A man hugs the person who murdered his sister.
That’s the image Humber College student Brooke Richards, 18, has when she thinks about forgiveness.
It is a story she heard from a patron at her church – one she will likely never forget.
“I thought, ‘Wow, after all that he can physically touch the guy that hurt him,’ ” said Richards. “I was really shocked. It showed a lot of strength.”
Richards said the gesture of reconciliation between the man and his sister’s murderer is something most people would find difficult to accept.
But a transgression between two people doesn’t have to be as monumental as murder to pose a challenge, said Ward Struthers, a psychology professor from York University.
He said even the smallest wrongdoings could pose great difficulty for people in terms of forgiveness.
Struthers is invited to Humber College as a guest speaker on March 26. Part of the President’s Lecture Series on North campus, Struthers will be outlining his research on relationships and the power of forgiveness.
“I’m hoping it’ll give (students) a deeper understanding of why sometimes it’s difficult to forgive and why sometimes we pursue more unforgiving responses,” he said.

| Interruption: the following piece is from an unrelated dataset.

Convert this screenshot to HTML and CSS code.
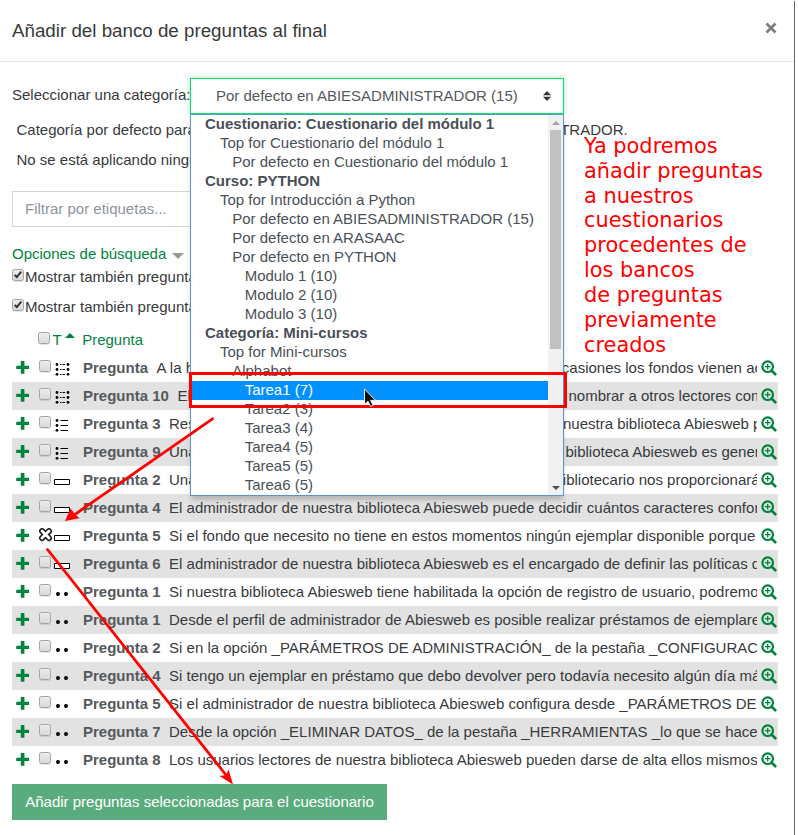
FILE: index.html
```html
<!DOCTYPE html>
<html lang="es">
<head>
<meta charset="utf-8">
<title>Añadir del banco de preguntas al final</title>
<link rel="stylesheet" href="styles.css">
</head>
<body>
<svg class="defs" width="0" height="0">
  <symbol id="plus" viewBox="0 0 13 13"><path d="M4.800 0h3.600v4.700H13v3.400H8.400v4.700H4.800V8.100H0.200V4.700h4.600z" fill="#00843d"/></symbol>
  <symbol id="zoom" viewBox="0 0 16 16"><circle cx="6.700" cy="6.700" r="5.300" fill="none" stroke="#00843d" stroke-width="2.200"/><path d="M10.600 10.600l3.700 3.700" stroke="#00843d" stroke-width="2.700" stroke-linecap="round"/><path d="M6.700 3.900v5.600M3.900 6.700h5.600" stroke="#00843d" stroke-width="1.300"/></symbol>
  <symbol id="match" viewBox="0 0 16 16"><circle cx="3" cy="3.500" r="1.400"/><circle cx="3" cy="8.500" r="1.400"/><circle cx="3" cy="13.300" r="1.400"/><circle cx="14" cy="3.500" r="1.400"/><circle cx="14" cy="8.500" r="1.400"/><circle cx="14" cy="13.300" r="1.400"/><path d="M6 3h1.500v1H6zM8.500 3h2.500v1H8.500zM6 8h1.500v1H6zM8.500 8h2.500v1H8.500zM6 13h1.500v1H6zM8.500 13h2.500v1H8.500z"/></symbol>
  <symbol id="multi" viewBox="0 0 16 16"><circle cx="3" cy="3.500" r="1.400"/><circle cx="3" cy="8.500" r="1.400"/><circle cx="3" cy="13.300" r="1.400"/><path d="M6.500 3h7.500v1H6.500zM6.500 8h7.500v1H6.500zM6.500 13h7.500v1H6.500z"/></symbol>
  <symbol id="short" viewBox="0 0 16 16"><path d="M.5 6.500h15v5H.5z" fill="#fff" stroke="#000"/></symbol>
  <symbol id="tf" viewBox="0 0 16 16"><circle cx="4" cy="9" r="2"/><circle cx="12" cy="9" r="2"/></symbol>
</svg>
<div class="modal">
  <header class="head">
    <h1>Añadir del banco de preguntas al final</h1>
    <svg class="close" width="12" height="12" viewBox="0 0 12 12"><path d="M1.500 1.500l9 9M10.500 1.500l-9 9" stroke="#7f7f7f" stroke-width="2.800"/></svg>
  </header>
  <main>
    <div class="category">
      <label>Seleccionar una categoría:</label>
      <div class="select">
        <span>Por defecto en ABIESADMINISTRADOR (15)</span>
        <svg width="8" height="10" viewBox="0 0 8 10"><path d="M4 0l4 4.300H0zM4 10l4-4.300H0z" fill="#333"/></svg>
        <div class="popup">
          <ul>
            <li class="group">Cuestionario: Cuestionario del módulo 1</li>
            <li class="l1">Top for Cuestionario del módulo 1</li>
            <li class="l2">Por defecto en Cuestionario del módulo 1</li>
            <li class="group">Curso: PYTHON</li>
            <li class="l1">Top for Introducción a Python</li>
            <li class="l2">Por defecto en ABIESADMINISTRADOR (15)</li>
            <li class="l2">Por defecto en ARASAAC</li>
            <li class="l2">Por defecto en PYTHON</li>
            <li class="l3">Modulo 1 (10)</li>
            <li class="l3">Modulo 2 (10)</li>
            <li class="l3">Modulo 3 (10)</li>
            <li class="group">Categoría: Mini-cursos</li>
            <li class="l1">Top for Mini-cursos</li>
            <li class="l2">Alphabot</li>
            <li class="l3 active">Tarea1 (7)</li>
            <li class="l3">Tarea2 (3)</li>
            <li class="l3">Tarea3 (4)</li>
            <li class="l3">Tarea4 (5)</li>
            <li class="l3">Tarea5 (5)</li>
            <li class="l3">Tarea6 (5)</li>
          </ul>
          <div class="scroll">
            <svg width="8" height="4" viewBox="0 0 8 4"><path d="M4 0l4 4H0z" fill="#a3a3a3"/></svg>
            <i></i>
            <svg width="8" height="4" viewBox="0 0 8 4"><path d="M4 4l4-4H0z" fill="#505050"/></svg>
          </div>
        </div>
      </div>
    </div>
    <p class="info">Categoría por defecto para preguntas compartidas en el contexto ABIESADMINISTRADOR.</p>
    <p class="info">No se está aplicando ningún filtro</p>
    <div class="tags">Filtrar por etiquetas...</div>
    <div class="options">Opciones de búsqueda <svg width="12" height="6" viewBox="0 0 12 6"><path d="M0 0h12L6 6z" fill="#999"/></svg></div>
    <label class="opt"><i class="cb on"></i><span>Mostrar también preguntas</span></label>
    <label class="opt second"><i class="cb on"></i><span>Mostrar también preguntas</span></label>
    <div class="thead"><i class="cb"></i><span class="t">T</span><svg width="10" height="5" viewBox="0 0 10 5"><path d="M5 0l5 5H0z" fill="#00843d"/></svg><span class="q">Pregunta</span></div>
    <div class="rows">
      <div class="row"><svg class="plus"><use href="#plus"/></svg><i class="cb"></i><svg class="type"><use href="#match"/></svg><div class="text"><span class="lead w1"><b>Pregunta</b>A la hora</span>ocasiones los fondos vienen acompañados</div><svg class="zoom"><use href="#zoom"/></svg></div>
      <div class="row"><svg class="plus"><use href="#plus"/></svg><i class="cb"></i><svg class="type"><use href="#match"/></svg><div class="text"><span class="lead w2"><b>Pregunta 10</b>El</span>nombrar a otros lectores como</div><svg class="zoom"><use href="#zoom"/></svg></div>
      <div class="row"><svg class="plus"><use href="#plus"/></svg><i class="cb"></i><svg class="type"><use href="#multi"/></svg><div class="text"><span class="lead w3"><b>Pregunta 3</b>Respecto</span>nuestra biblioteca Abiesweb puede</div><svg class="zoom"><use href="#zoom"/></svg></div>
      <div class="row"><svg class="plus"><use href="#plus"/></svg><i class="cb"></i><svg class="type"><use href="#multi"/></svg><div class="text"><span class="lead w4"><b>Pregunta 9</b>Una</span>biblioteca Abiesweb es generar</div><svg class="zoom"><use href="#zoom"/></svg></div>
      <div class="row"><svg class="plus"><use href="#plus"/></svg><i class="cb"></i><svg class="type"><use href="#short"/></svg><div class="text"><span class="lead w5"><b>Pregunta 2</b>Una</span>bibliotecario nos proporcionará</div><svg class="zoom"><use href="#zoom"/></svg></div>
      <div class="row"><svg class="plus"><use href="#plus"/></svg><i class="cb"></i><svg class="type"><use href="#short"/></svg><div class="text"><b>Pregunta 4</b>El administrador de nuestra biblioteca Abiesweb puede decidir cuántos caracteres conforman</div><svg class="zoom"><use href="#zoom"/></svg></div>
      <div class="row"><svg class="plus"><use href="#plus"/></svg><i class="cb hidden"></i><svg class="type"><use href="#short"/></svg><div class="text"><b>Pregunta 5</b>Si el fondo que necesito no tiene en estos momentos ningún ejemplar disponible porque</div><svg class="zoom"><use href="#zoom"/></svg></div>
      <div class="row"><svg class="plus"><use href="#plus"/></svg><i class="cb"></i><svg class="type"><use href="#short"/></svg><div class="text"><b>Pregunta 6</b>El administrador de nuestra biblioteca Abiesweb es el encargado de definir las políticas de</div><svg class="zoom"><use href="#zoom"/></svg></div>
      <div class="row"><svg class="plus"><use href="#plus"/></svg><i class="cb"></i><svg class="type"><use href="#tf"/></svg><div class="text"><b>Pregunta 1</b>Si nuestra biblioteca Abiesweb tiene habilitada la opción de registro de usuario, podremos</div><svg class="zoom"><use href="#zoom"/></svg></div>
      <div class="row"><svg class="plus"><use href="#plus"/></svg><i class="cb"></i><svg class="type"><use href="#tf"/></svg><div class="text"><b>Pregunta 1</b>Desde el perfil de administrador de Abiesweb es posible realizar préstamos de ejemplares</div><svg class="zoom"><use href="#zoom"/></svg></div>
      <div class="row"><svg class="plus"><use href="#plus"/></svg><i class="cb"></i><svg class="type"><use href="#tf"/></svg><div class="text"><b>Pregunta 2</b>Si en la opción _PARÁMETROS DE ADMINISTRACIÓN_ de la pestaña _CONFIGURACIÓN_</div><svg class="zoom"><use href="#zoom"/></svg></div>
      <div class="row"><svg class="plus"><use href="#plus"/></svg><i class="cb"></i><svg class="type"><use href="#tf"/></svg><div class="text"><b>Pregunta 4</b>Si tengo un ejemplar en préstamo que debo devolver pero todavía necesito algún día más</div><svg class="zoom"><use href="#zoom"/></svg></div>
      <div class="row"><svg class="plus"><use href="#plus"/></svg><i class="cb"></i><svg class="type"><use href="#tf"/></svg><div class="text"><b>Pregunta 5</b>Si el administrador de nuestra biblioteca Abiesweb configura desde _PARÁMETROS DE</div><svg class="zoom"><use href="#zoom"/></svg></div>
      <div class="row"><svg class="plus"><use href="#plus"/></svg><i class="cb"></i><svg class="type"><use href="#tf"/></svg><div class="text"><b>Pregunta 7</b>Desde la opción _ELIMINAR DATOS_ de la pestaña _HERRAMIENTAS _lo que se hace</div><svg class="zoom"><use href="#zoom"/></svg></div>
      <div class="row"><svg class="plus"><use href="#plus"/></svg><i class="cb"></i><svg class="type"><use href="#tf"/></svg><div class="text"><b>Pregunta 8</b>Los usuarios lectores de nuestra biblioteca Abiesweb pueden darse de alta ellos mismos</div><svg class="zoom"><use href="#zoom"/></svg></div>
    </div>
    <button class="add">Añadir preguntas seleccionadas para el cuestionario</button>
  </main>
</div>
<div class="note">Ya podremos<br>añadir preguntas<br>a nuestros<br>cuestionarios<br>procedentes de<br>los bancos<br>de preguntas<br>previamente<br>creados</div>
<svg class="marks" width="798" height="835" viewBox="0 0 798 835">
  <g stroke="#f00" stroke-width="3" fill="none">
    <rect x="190.500" y="373.500" width="375" height="33"/>
    <path stroke-width="2.800" stroke-linecap="round" d="M212.500 418.800L75 514.300M47.500 549.500L226 775"/>
  </g>
  <path fill="#f00" d="M65 521l5.500-12.500 4.500 5.800 4.500 4zM233 784.500l-13.500-8.500 6.500-1 2.500-5.500z"/>
  <g fill="none" stroke-linecap="round">
    <path d="M42.500 532l7 7M49.500 532l-7 7" stroke="#888" stroke-width="5.600" opacity=".5"/>
    <path d="M42 531l7 7M49 531l-7 7" stroke="#111" stroke-width="5.800"/>
    <path d="M42 531l7 7M49 531l-7 7" stroke="#fff" stroke-width="3"/>
  </g>
  <path d="M364.500 389v15.500l3.500-3.200 2.600 5.200 2.600-1.200-2.600-4.900h5z" fill="#111" stroke="#fff" stroke-width=".9"/>
</svg>
</body>
</html>
```
FILE: styles.css
```css
* { box-sizing: border-box; }
body {
  margin: 0;
  height: 835px;
  overflow: hidden;
  position: relative;
  background: #fff;
  color: #373a3c;
  font: 15px/22px "Liberation Sans", Arial, sans-serif;
}
.defs { position: absolute; }
.modal { width: 795px; height: 834px; margin-top: 1px; border-right: 1px solid #65686b; }
.head {
  height: 61px;
  padding: 0 17px 0 12px;
  display: flex;
  align-items: center;
  justify-content: space-between;
  border-bottom: 1px solid #e5e5e5;
}
h1 { margin: 0; font-size: 18.75px; font-weight: 400; }
.close { margin-bottom: 6px; }
main { padding: 16px 16px 0 12px; }
.category { display: flex; height: 36px; align-items: center; white-space: nowrap; }
.category label { width: 178px; padding-bottom: 2px; }
.select {
  position: relative;
  width: 374px;
  height: 36px;
  padding: 0 12px 0 25px;
  border: 1px solid #00e56d;
  box-shadow: 0 0 5px rgba(0, 132, 61, .3);
  background: #fff;
  color: #55595c;
  display: flex;
  align-items: center;
  justify-content: space-between;
}
.popup {
  position: absolute;
  z-index: 2;
  left: -1px;
  top: 35px;
  width: 374px;
  height: 382px;
  display: flex;
  border: 1px solid #5d94cf;
  background: #fff;
  box-shadow: 0 5px 5px -1px rgba(0, 0, 0, .2);
  color: #495057;
}
ul { list-style: none; margin: 0; padding: 0; flex: 1; }
li { height: 19px; line-height: 17px; }
.group { padding-left: 14px; font-weight: 700; }
.l1 { padding-left: 29px; }
.l2 { padding-left: 41.200px; }
.l3 { padding-left: 53.700px; }
.active { background: #0090ff; color: #fff; }
.scroll {
  width: 15px;
  padding: 6px 0 5px;
  background: #f1f1f1;
  display: flex;
  flex-direction: column;
  align-items: center;
}
.scroll i { width: 11px; height: 219px; margin: 5px 0 auto; background: #c1c1c1; }
.info { margin: 5px 0 8px; padding-left: 4.500px; white-space: nowrap; }
.info + .info { margin: 8px 0 20px; }
.tags { width: 300px; height: 36px; padding: 6px 12px; border: 1px solid #cfd5da; color: #8d959c; }
.options { margin-top: 16px; color: #00843d; }
.options svg { margin-left: 2px; }
.opt { display: flex; height: 22px; }
.opt.second { margin-top: 8px; }
.opt span { margin-top: 1px; }
.opt .cb { margin: 4px 1px 0 0; }
.cb {
  display: block;
  flex: none;
  position: relative;
  width: 12px;
  height: 12px;
  border: 1px solid #a4a4a4;
  border-radius: 2.500px;
  background: linear-gradient(#ececec, #dadada);
  box-shadow: 0 1px 0 rgba(0, 0, 0, .1);
}
.hidden { visibility: hidden; }
.on::after {
  content: "";
  position: absolute;
  left: 3px;
  top: 0;
  width: 4px;
  height: 8px;
  box-sizing: border-box;
  border: solid #333;
  border-width: 0 2px 2px 0;
  transform: rotate(40deg);
}
.thead { display: flex; height: 26px; margin-top: 11px; padding-left: 26px; color: #00843d; }
.thead .cb { margin-top: 4px; }
.thead .t { margin: 1px 3px 0 2.500px; }
.thead svg { margin-top: 5px; }
.thead .q { margin: 1px 0 0 7.500px; }
.row { display: flex; height: 28px; }
.row:nth-child(even) { background: #e2e2e2; }
.row > svg { flex: none; }
.plus { width: 13px; height: 13px; margin: 6.500px 10px 0 4px; }
.row .cb { margin: 6px 3px 0 0; }
.type { width: 16px; height: 16px; margin: 7px 13px 0 -1px; }
.row .type { margin-left: 0; }
.text { width: 674px; height: 28px; line-height: 28px; overflow: hidden; white-space: nowrap; }
.text b { margin-right: 8.500px; color: #55595c; }
.lead { display: inline-block; }
.w1 { width: 470.500px; }
.w2 { width: 485.500px; }
.w3 { width: 480px; }
.w4 { width: 482.500px; }
.w5 { width: 471.500px; }
.zoom { width: 16px; height: 16px; margin: 6px 0 0 4px; }
.add {
  display: block;
  width: 375px;
  height: 36px;
  margin-top: 10px;
  padding: 0;
  border: 0;
  background: #5aac7e;
  color: #fff;
  font: inherit;
}
.note {
  position: absolute;
  left: 584px;
  top: 134px;
  z-index: 3;
  color: #f00;
  font: 20.900px/24.830px "DejaVu Sans", sans-serif;
  white-space: nowrap;
}
.marks { position: absolute; left: 0; top: 0; z-index: 4; }
```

It is often assumed the perpetrator holds the power in a confrontation. Through his research, Struthers brings to light the power the victim holds.
“If I’m in a situation with a person and I have more power over them, I’m much more likely to seek revenge than to forgive them,” he said. “If I don’t have power I’m actually much more likely to hold a grudge against them.”
When people apologize, revenge and grudges are much less probable, and more often forgiveness is achieved, Struthers said.
Struthers studied social psychology and as a graduate student and post-doctoral student he was driven by a theory called social motivation.
“The theory says that after a negative event, we have two dominant responses: a positive response and a negative response,” he said. “Forgiveness is a way to interrupt the negative responses.”
Lisa Wong, a psychology professor at the University of Guelph-Humber, thinks Struthers’ lecture will benefit students, allowing them to think about forgiveness in a new light.
Attending lectures, having different perspectives and hearing different professors are beneficial to students’ broad based learning, said Wong.
“Why victims choose to seek revenge and an understanding of social power are very interesting psychological concepts,” she said.
Along with theory, Struthers aims to provide students with a set of strategies they can use on a day-to-day basis, he said.
While Struthers said through his research he has been able to aid his students with both their professional and personal lives, he has also been able to help himself and his own personal relationships.
His research “has certainly given me a deeper, more nuanced understanding of the process,” he said. “I think it has made me a more pro-social person.”
The lecture will take place on Thursday, March 26 from 1:30 to 3:00 p.m. in room KB 111 on the North campus.